Muchos han predicho que la deslegitimación del “sistema”, que incluye cuestionamientos penales serios a los cuatro últimos presidentes elegidos por voto popular, traerá como consecuencia un candidato antisistema con grandes posibilidades de llegar a la presidencia. 

Pero la pregunta es: ¿qué “sistema”? De los cuatro últimos comicios en los que escogimos presidente, en tres elegimos al candidato percibido como “antisistema”; es decir, que debía alejarse de lo convencional (Fujimori, Toledo y Humala).

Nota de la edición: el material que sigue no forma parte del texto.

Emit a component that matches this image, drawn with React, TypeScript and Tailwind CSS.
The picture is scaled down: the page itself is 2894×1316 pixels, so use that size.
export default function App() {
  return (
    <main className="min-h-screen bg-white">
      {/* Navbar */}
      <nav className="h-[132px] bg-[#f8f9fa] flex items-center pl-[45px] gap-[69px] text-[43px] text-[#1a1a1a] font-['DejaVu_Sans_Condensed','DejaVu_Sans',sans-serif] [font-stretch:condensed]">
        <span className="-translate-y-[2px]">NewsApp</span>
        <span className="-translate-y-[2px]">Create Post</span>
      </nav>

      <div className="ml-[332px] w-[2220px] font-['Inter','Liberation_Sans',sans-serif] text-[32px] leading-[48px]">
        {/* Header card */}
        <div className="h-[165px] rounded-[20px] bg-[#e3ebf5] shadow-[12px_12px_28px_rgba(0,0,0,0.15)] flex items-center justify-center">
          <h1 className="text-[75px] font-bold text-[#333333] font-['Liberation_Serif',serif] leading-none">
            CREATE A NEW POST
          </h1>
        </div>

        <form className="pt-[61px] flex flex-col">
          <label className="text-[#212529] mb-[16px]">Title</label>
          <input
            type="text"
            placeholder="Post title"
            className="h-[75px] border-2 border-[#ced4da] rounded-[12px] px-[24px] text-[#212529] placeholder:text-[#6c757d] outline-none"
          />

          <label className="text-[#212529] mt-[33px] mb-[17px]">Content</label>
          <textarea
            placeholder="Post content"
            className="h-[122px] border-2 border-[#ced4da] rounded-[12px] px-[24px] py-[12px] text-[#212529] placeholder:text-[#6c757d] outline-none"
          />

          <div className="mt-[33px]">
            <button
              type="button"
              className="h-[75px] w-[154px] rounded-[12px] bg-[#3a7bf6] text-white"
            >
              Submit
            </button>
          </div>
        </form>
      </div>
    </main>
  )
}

Y si repasamos los dos gobiernos de Alan veremos que no pertenece tampoco a ningún “sistema”.

El problema es el mismo: la falta de institucionalidad explica la aparición de candidatos improvisados, con partidos descartables y poco transparentes. Ello explica un ambiente favorable a la corrupción y el mal manejo.

La realidad es que justamente no hay ningún sistema del que alguien pueda convertirse en un “anti”. El problema no es entonces que venga un antisistema, sino que nos hemos acostumbrado a vivir sin sistema.

Se suele decir que el sistema ha sido una economía de mercado liberal. Es un error. Lo que hemos vivido es un mercantilismo en el que las ganancias no se logran en el mercado persuadiendo a los consumidores a comprar productos y servicios, sino negociando favores con funcionarios públicos (cuando no comprándolos). Ello no tiene nada de liberal. De hecho, un sistema como ese necesita un nivel de concentración de poder que ninguna persona auténticamente liberal aceptaría.

Finalmente, en el Perú, la corrupción no es consecuencia de un sistema, sino precisamente de la falta de uno que cree las reglas adecuadas.